— START —
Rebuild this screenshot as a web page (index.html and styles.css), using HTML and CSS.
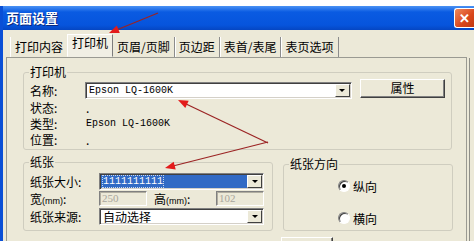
FILE: index.html
```html
<!DOCTYPE html>
<html lang="zh-CN">
  <head>
    <meta charset="UTF-8" />
    <title>页面设置</title>
    <link rel="stylesheet" href="styles.css">
  </head>
  <body>
    <div class="window">
      <div class="titlebar">
        <span class="title">页面设置</span>
        <span class="close">✕</span>
      </div>

      <div class="tabs">
        <span class="tab first">打印内容</span>
        <span class="tab active">打印机</span>
        <span class="tab after-active">页眉/页脚</span>
        <span class="tab">页边距</span>
        <span class="tab">表首/表尾</span>
        <span class="tab last">表页选项</span>
      </div>

      <div class="panel">
        <fieldset class="group printer">
          <legend>打印机</legend>
          <div class="row row-name">
            <span class="label">名称:</span>
            <div class="combo name-combo">
              <span class="combo-text mono">Epson LQ-1600K</span>
              <span class="drop"><i></i></span>
            </div>
            <button class="btn prop-btn">属性</button>
          </div>
          <div class="row row-info">
            <span class="label">状态:</span>
            <span class="value">.</span>
          </div>
          <div class="row row-info">
            <span class="label">类型:</span>
            <span class="value mono">Epson LQ-1600K</span>
          </div>
          <div class="row row-info">
            <span class="label">位置:</span>
            <span class="value">.</span>
          </div>
        </fieldset>

        <div class="lower">
          <fieldset class="group paper">
            <legend>纸张</legend>
            <div class="row row-combo">
              <span class="label wide-label">纸张大小:</span>
              <div class="combo paper-combo selected">
                <span class="combo-text mono"><span class="focus">1111111111</span></span>
                <span class="drop"><i></i></span>
              </div>
            </div>
            <div class="row row-size">
              <span class="label wide-label">宽<small>(mm)</small>:</span>
              <span class="field disabled">250</span>
              <span class="label height-label">高<small>(mm)</small>:</span>
              <span class="field disabled">102</span>
            </div>
            <div class="row row-combo">
              <span class="label wide-label">纸张来源:</span>
              <div class="combo paper-combo">
                <span class="combo-text">自动选择</span>
                <span class="drop"><i></i></span>
              </div>
            </div>
          </fieldset>

          <fieldset class="group orient">
            <legend>纸张方向</legend>
            <div class="radio-row first-radio">
              <span class="radio checked"></span>
              <span>纵向</span>
            </div>
            <div class="radio-row">
              <span class="radio"></span>
              <span>横向</span>
            </div>
          </fieldset>
        </div>

        <div class="bottom-row">
          <span class="btn ok-btn"></span>
        </div>
      </div>
    </div>

    <!-- 标注箭头 -->
    <svg class="arrows" width="474" height="241" viewBox="0 0 474 241">
      <line x1="158" y1="13" x2="114" y2="31" />
      <polygon points="109,33 116.8,25.5 119.8,32.9" />
      <line x1="268" y1="143" x2="184" y2="103" />
      <polygon points="178,100 188.7,100.7 185.3,107.9" />
      <line x1="268" y1="142" x2="171" y2="166.5" />
      <polygon points="165,168 173.7,161.7 175.7,169.4" />
    </svg>
  </body>
</html>
```

FILE: styles.css
```css
* {
  box-sizing: border-box;
}

body {
  margin: 0;
  background: #fff;
  font-family: "Noto Sans CJK SC", sans-serif;
  font-size: 12px;
  color: #000;
}

.window {
  width: 474px;
  height: 235px;
  margin-top: 6px;
  overflow: hidden;
  background-color: #ece9d8;
  border-left: 3px solid #0a4fd6;
}

.titlebar {
  display: flex;
  justify-content: space-between;
  align-items: flex-start;
  height: 24px;
  padding-left: 3px;
  background: linear-gradient(#4a92f4, #0a5be2 25%, #0654dc 80%, #0546c2);
}

.title {
  color: #fff;
  font-weight: bold;
  font-size: 13px;
  line-height: 23px;
  text-shadow: 1px 1px 0 #0a2a80;
}

.close {
  width: 20px;
  height: 20px;
  margin-top: 2px;
  border: 1px solid #fff;
  border-right: none;
  border-radius: 3px 0 0 3px;
  background: linear-gradient(135deg, #f08a5c, #d9461c 60%, #c23a12);
  color: #fff;
  font-weight: bold;
  font-size: 13px;
  line-height: 18px;
  text-align: center;
}

.tabs {
  display: flex;
  align-items: flex-end;
  height: 27px;
  padding-left: 7px;
}

.tab {
  height: 20px;
  line-height: 19px;
  padding: 0 4px;
  border-left: 1px solid #8c8c8c;
  box-shadow: inset 1px 0 0 #fff;
}

.tab.first {
  border-left: 1px solid #fff;
  box-shadow: none;
}

.tab.active {
  height: 23px;
  line-height: 16px;
  padding: 0 4px;
  border: 1px solid;
  border-color: #fff #7c7c7c transparent #fff;
  background-color: #f1efe4;
  box-shadow: none;
}

.tab.after-active {
  border-left: none;
  box-shadow: none;
}

.tab.last {
  border-right: 1px solid #8c8c8c;
}

.panel {
  width: 461px;
  height: 200px;
  margin-left: 3px;
  border: 1px solid #9a9a92;
  border-bottom: none;
  box-shadow: 3px 0 0 -1px #ece9d8, 4px 0 0 -1px #8f8f88;
}

.group {
  margin: 0;
  border: 1px solid #cfcdbf;
  border-radius: 3px;
  padding: 2px 6px 2px 6px;
  min-width: 0;
}

.group legend {
  padding: 0 1px;
  margin-left: -1px;
  line-height: 14px;
}

.printer {
  width: 429px;
  margin: 7px 0 0 16px;
}

.row {
  display: flex;
  align-items: center;
}

.label {
  width: 56px;
  flex-shrink: 0;
}

.row-name {
  height: 18px;
}

.row-info {
  height: 16px;
}

.mono {
  font-family: "Liberation Mono", monospace;
  font-size: 10px;
}

.combo {
  display: flex;
  height: 17px;
  background-color: #fff;
  border: 1px solid;
  border-color: #808080 #fff #fff #808080;
  box-shadow: inset 1px 1px 0 #404040, inset -1px -1px 0 #d4d0c8;
}

.combo-text {
  flex: 1;
  padding-left: 3px;
  line-height: 15px;
  white-space: nowrap;
  overflow: hidden;
}

.drop {
  width: 15px;
  margin: 1px 1px 1px 0;
  background-color: #ece9d8;
  border: 1px solid;
  border-color: #fff #404040 #404040 #fff;
  display: flex;
  align-items: center;
  justify-content: center;
}

.drop i {
  width: 0;
  height: 0;
  border-left: 3px solid transparent;
  border-right: 3px solid transparent;
  border-top: 3px solid #000;
}

.name-combo {
  width: 270px;
  margin-left: -1px;
}

.btn {
  background-color: #ece9d8;
  border: 1px solid;
  border-color: #fff #404040 #404040 #fff;
  box-shadow: inset -1px -1px 0 #808080;
  font-family: inherit;
  font-size: 12px;
  padding: 0;
}

.prop-btn {
  width: 86px;
  height: 19px;
  margin: -4px 0 0 8px;
  line-height: 16px;
}

.lower {
  display: flex;
  gap: 10px;
  margin: 5px 0 0 16px;
}

.paper {
  width: 250px;
  padding: 3px 6px 5px 6px;
}

.wide-label {
  width: 69px;
}

.row-combo {
  height: 18px;
}

.row-size {
  height: 17px;
}

.paper-combo {
  width: 165px;
}

.paper-combo.selected .combo-text {
  background-color: #316ac5;
  color: #fff;
  margin: 1px 0 1px 1px;
  padding-left: 2px;
  line-height: 13px;
}

.focus {
  outline: 1px dotted #c8d8f0;
}

small {
  font-size: 9px;
  font-family: "Liberation Sans", sans-serif;
}

.field {
  width: 48px;
  height: 15px;
  line-height: 13px;
  padding-left: 2px;
  border: 1px solid;
  border-color: #808080 #fff #fff #808080;
  box-shadow: inset 1px 1px 0 #b0ada0;
  font-family: "Liberation Serif", serif;
  font-size: 11px;
}

.field.disabled {
  color: #a8a69c;
  background-color: #ece9d8;
}

.height-label {
  width: 62px;
  margin-left: 7px;
}

.orient {
  width: 170px;
  margin-top: 2px;
  padding: 0 6px;
}

.radio-row {
  display: flex;
  align-items: center;
  gap: 3px;
  height: 14px;
  margin: 18px 0 0 48px;
}

.radio-row.first-radio {
  margin-top: 8px;
}

.radio {
  position: relative;
  width: 12px;
  height: 12px;
  border-radius: 50%;
  background-color: #fff;
  border: 1px solid;
  border-color: #808080 #fff #fff #808080;
  box-shadow: inset 1px 1px 0 #404040;
}

.radio.checked::after {
  content: "";
  position: absolute;
  left: 3px;
  top: 3px;
  width: 4px;
  height: 4px;
  border-radius: 50%;
  background-color: #000;
}

.bottom-row {
  padding: 6px 0 0 274px;
}

.ok-btn {
  display: block;
  width: 52px;
  height: 20px;
}

.arrows {
  position: absolute;
  top: 0;
  left: 0;
  pointer-events: none;
}

.arrows line {
  stroke: #9b2323;
  stroke-width: 1.2;
}

.arrows polygon {
  fill: #e31b1b;
}
```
— END —
Go through the lines above. Select every one that has the string "index".

— Task solution —
Rebuild this screenshot as a web page (index.html and styles.css), using HTML and CSS.
FILE: index.html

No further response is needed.